#### [Work required]
Consider the data that follows and state how many lines contain the string "this", using the number alone.

#### [Information provided]
##############################
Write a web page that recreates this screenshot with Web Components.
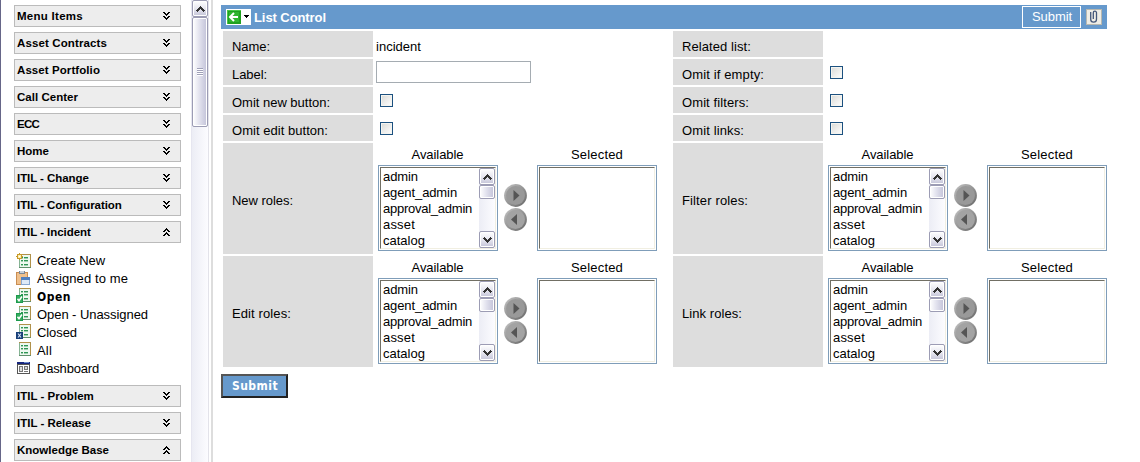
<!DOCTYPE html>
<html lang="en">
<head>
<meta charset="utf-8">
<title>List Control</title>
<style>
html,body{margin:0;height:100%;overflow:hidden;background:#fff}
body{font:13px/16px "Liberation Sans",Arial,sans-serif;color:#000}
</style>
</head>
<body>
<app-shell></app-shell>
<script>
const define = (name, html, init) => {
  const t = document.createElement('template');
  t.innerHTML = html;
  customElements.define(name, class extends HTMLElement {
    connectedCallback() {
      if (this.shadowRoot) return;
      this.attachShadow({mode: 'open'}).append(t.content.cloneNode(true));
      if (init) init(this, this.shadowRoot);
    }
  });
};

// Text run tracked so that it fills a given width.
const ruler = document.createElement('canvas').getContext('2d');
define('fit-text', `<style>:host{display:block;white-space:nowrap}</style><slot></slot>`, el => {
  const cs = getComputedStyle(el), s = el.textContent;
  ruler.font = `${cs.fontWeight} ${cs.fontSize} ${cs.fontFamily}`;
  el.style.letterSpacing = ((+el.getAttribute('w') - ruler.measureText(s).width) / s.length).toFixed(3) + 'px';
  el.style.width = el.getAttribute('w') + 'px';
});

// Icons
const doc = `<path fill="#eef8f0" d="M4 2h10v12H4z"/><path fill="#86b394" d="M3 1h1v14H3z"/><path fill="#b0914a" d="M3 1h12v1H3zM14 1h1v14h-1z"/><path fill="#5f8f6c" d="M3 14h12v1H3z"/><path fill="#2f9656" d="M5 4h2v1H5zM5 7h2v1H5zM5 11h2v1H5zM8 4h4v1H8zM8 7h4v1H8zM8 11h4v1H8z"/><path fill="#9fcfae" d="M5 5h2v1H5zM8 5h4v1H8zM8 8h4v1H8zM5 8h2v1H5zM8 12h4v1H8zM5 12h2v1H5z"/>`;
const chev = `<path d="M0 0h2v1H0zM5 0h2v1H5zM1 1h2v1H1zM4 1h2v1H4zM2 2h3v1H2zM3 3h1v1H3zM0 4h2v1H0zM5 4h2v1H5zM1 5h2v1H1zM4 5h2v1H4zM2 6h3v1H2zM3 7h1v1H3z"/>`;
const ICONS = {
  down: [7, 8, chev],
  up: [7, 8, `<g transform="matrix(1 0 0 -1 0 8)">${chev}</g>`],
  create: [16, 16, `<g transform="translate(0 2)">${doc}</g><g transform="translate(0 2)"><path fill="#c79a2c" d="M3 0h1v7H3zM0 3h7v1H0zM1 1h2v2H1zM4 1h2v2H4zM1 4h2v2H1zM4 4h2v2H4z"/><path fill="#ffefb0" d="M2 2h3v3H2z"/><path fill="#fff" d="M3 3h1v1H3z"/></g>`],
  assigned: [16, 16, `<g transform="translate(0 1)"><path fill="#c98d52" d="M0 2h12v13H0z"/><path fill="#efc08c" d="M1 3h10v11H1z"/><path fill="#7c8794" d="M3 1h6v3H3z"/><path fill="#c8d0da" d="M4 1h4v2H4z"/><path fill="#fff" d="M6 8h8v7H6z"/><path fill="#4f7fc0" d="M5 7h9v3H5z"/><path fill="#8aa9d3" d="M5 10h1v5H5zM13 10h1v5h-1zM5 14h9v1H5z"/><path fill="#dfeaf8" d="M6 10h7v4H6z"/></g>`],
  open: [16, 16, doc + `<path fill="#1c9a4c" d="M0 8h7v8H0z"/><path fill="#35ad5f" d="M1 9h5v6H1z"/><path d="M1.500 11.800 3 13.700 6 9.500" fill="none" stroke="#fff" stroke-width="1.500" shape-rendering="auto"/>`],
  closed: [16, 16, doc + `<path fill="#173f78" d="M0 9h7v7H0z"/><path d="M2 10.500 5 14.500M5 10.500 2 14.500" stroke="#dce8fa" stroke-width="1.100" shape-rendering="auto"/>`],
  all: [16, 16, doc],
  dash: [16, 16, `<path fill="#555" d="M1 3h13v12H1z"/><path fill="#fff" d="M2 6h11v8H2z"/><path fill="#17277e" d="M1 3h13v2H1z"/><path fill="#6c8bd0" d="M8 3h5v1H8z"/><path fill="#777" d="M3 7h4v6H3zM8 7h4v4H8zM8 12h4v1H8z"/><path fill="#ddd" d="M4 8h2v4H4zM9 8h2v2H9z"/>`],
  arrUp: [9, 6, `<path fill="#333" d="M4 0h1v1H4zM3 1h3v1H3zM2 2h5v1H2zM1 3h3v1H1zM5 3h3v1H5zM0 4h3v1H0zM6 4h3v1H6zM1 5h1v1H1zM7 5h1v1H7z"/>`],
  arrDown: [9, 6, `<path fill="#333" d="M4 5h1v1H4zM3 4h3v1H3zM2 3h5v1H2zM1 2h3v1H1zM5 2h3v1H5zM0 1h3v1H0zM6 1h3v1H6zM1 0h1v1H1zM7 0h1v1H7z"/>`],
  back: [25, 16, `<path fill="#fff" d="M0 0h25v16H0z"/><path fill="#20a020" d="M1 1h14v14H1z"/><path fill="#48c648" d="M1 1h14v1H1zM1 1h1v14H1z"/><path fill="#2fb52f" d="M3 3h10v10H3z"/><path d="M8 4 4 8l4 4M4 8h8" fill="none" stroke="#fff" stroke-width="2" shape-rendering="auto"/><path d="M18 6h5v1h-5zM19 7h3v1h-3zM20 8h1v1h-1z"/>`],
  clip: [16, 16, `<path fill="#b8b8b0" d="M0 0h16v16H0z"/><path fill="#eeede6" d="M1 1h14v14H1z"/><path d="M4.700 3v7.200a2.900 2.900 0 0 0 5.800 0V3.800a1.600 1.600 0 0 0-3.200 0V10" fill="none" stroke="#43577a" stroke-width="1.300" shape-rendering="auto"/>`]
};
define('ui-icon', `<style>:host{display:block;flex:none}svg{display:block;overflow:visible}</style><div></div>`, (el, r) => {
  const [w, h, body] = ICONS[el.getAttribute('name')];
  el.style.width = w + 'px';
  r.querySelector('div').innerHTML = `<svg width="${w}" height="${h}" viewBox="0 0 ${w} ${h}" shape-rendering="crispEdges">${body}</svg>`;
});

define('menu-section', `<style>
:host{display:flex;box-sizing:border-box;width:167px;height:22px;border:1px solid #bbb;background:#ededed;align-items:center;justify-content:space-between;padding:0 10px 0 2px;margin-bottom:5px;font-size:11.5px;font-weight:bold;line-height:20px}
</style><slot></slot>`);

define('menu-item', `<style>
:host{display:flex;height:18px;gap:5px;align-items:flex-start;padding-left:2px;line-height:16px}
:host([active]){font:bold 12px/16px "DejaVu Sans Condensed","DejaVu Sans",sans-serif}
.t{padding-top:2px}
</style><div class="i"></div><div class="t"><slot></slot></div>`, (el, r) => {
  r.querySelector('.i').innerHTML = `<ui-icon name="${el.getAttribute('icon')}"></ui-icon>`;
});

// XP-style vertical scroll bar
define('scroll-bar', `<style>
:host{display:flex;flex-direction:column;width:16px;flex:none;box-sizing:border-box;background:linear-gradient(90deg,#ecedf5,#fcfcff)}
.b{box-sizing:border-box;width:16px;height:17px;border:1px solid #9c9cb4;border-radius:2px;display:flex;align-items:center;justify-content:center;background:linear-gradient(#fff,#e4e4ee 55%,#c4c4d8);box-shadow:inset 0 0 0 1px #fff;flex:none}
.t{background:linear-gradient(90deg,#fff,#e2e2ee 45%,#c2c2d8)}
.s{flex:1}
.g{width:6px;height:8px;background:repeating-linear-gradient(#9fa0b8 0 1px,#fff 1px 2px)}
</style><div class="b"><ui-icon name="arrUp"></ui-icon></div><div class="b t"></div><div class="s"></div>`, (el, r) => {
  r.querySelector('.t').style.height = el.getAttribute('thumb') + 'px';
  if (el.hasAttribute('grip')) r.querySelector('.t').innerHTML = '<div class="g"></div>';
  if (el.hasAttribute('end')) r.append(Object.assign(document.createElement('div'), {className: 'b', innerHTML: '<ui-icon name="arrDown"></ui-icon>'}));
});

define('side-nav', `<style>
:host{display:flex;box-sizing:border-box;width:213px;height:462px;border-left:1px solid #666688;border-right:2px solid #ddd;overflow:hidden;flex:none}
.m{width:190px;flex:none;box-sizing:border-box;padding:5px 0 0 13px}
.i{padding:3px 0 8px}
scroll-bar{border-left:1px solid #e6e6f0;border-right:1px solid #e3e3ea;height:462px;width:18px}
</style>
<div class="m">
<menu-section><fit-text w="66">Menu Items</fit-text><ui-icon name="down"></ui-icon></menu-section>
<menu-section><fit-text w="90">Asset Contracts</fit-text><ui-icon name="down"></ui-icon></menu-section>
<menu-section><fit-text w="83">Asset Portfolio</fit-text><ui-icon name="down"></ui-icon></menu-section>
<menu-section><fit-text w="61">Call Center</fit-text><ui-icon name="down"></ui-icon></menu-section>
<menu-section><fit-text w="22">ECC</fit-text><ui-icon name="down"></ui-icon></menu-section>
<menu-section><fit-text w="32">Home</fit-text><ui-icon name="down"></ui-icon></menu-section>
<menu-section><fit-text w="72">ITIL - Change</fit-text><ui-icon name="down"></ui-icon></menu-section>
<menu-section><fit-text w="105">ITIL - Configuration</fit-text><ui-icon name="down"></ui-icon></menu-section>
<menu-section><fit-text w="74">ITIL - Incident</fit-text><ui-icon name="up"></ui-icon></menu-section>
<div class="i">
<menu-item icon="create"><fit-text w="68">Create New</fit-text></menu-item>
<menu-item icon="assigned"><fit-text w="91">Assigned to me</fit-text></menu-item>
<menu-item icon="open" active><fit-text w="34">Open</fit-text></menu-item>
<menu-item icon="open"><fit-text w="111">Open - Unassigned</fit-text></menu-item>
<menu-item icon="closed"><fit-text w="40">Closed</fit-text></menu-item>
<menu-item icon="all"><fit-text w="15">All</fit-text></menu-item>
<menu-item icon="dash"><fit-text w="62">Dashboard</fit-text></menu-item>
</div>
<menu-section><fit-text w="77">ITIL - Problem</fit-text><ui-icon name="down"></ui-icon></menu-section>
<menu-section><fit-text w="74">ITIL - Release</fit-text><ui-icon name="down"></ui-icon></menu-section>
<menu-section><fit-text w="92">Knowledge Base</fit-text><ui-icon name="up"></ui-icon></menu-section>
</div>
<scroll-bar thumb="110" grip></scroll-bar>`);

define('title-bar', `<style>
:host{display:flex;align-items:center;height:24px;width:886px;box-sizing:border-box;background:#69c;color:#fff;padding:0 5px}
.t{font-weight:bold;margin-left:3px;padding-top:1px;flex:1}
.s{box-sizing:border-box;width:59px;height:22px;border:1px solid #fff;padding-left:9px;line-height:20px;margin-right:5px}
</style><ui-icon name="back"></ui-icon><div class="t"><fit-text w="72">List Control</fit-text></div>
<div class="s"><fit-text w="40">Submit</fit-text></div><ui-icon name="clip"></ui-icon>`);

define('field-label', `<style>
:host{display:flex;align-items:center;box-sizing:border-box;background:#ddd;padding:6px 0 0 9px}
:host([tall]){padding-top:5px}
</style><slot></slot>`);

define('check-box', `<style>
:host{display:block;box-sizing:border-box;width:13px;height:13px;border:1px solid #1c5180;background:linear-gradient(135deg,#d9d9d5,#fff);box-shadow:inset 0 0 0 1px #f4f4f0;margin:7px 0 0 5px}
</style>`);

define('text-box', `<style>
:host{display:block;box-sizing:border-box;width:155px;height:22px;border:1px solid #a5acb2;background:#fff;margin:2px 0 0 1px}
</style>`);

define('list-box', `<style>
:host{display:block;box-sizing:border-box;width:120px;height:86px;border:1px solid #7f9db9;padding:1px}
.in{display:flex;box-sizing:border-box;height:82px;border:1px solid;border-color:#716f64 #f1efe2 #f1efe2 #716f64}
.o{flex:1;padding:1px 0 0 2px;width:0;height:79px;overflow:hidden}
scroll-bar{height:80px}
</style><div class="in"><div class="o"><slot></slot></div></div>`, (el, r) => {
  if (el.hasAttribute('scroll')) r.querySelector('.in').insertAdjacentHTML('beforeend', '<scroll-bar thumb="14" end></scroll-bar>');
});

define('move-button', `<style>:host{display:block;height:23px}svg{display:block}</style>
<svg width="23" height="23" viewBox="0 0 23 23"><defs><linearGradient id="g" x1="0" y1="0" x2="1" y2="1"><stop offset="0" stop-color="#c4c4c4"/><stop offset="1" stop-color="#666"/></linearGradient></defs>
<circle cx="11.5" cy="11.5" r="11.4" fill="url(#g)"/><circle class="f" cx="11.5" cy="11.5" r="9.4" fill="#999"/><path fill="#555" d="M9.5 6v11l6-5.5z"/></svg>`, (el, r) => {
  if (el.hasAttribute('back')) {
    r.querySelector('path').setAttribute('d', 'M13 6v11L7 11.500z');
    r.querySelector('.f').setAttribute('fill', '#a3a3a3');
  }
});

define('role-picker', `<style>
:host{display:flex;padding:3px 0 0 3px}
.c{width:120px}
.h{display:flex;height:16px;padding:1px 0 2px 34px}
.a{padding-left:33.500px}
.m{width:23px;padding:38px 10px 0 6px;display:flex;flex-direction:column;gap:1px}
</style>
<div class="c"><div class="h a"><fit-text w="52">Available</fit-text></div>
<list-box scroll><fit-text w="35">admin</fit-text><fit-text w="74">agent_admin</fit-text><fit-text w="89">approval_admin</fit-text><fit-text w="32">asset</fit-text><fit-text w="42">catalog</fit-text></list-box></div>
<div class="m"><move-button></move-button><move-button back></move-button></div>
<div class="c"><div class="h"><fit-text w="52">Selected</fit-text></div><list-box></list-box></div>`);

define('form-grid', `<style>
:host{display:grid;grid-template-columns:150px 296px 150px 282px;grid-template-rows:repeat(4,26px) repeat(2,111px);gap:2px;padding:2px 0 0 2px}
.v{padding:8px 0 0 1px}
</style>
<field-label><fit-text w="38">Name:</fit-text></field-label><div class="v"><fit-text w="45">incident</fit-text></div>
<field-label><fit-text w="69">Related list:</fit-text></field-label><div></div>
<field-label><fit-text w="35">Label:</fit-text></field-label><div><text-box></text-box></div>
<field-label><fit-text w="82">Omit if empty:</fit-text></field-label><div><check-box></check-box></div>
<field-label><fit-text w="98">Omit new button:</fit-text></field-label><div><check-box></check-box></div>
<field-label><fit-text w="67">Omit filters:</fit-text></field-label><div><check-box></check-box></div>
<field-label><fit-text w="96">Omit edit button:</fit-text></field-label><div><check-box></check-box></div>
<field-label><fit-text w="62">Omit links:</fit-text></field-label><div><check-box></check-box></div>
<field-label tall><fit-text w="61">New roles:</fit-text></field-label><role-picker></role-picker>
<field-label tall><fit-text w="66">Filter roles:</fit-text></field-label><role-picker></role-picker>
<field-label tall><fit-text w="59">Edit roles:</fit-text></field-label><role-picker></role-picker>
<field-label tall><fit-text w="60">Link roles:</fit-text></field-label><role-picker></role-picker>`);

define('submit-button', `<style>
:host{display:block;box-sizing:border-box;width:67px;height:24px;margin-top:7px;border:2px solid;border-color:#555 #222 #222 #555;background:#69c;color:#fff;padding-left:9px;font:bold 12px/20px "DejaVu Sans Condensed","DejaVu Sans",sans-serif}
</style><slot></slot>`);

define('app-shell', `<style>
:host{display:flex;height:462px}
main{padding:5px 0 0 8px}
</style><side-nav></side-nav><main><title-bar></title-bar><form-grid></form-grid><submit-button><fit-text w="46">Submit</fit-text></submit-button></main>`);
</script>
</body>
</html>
##############################
#### [Response]
4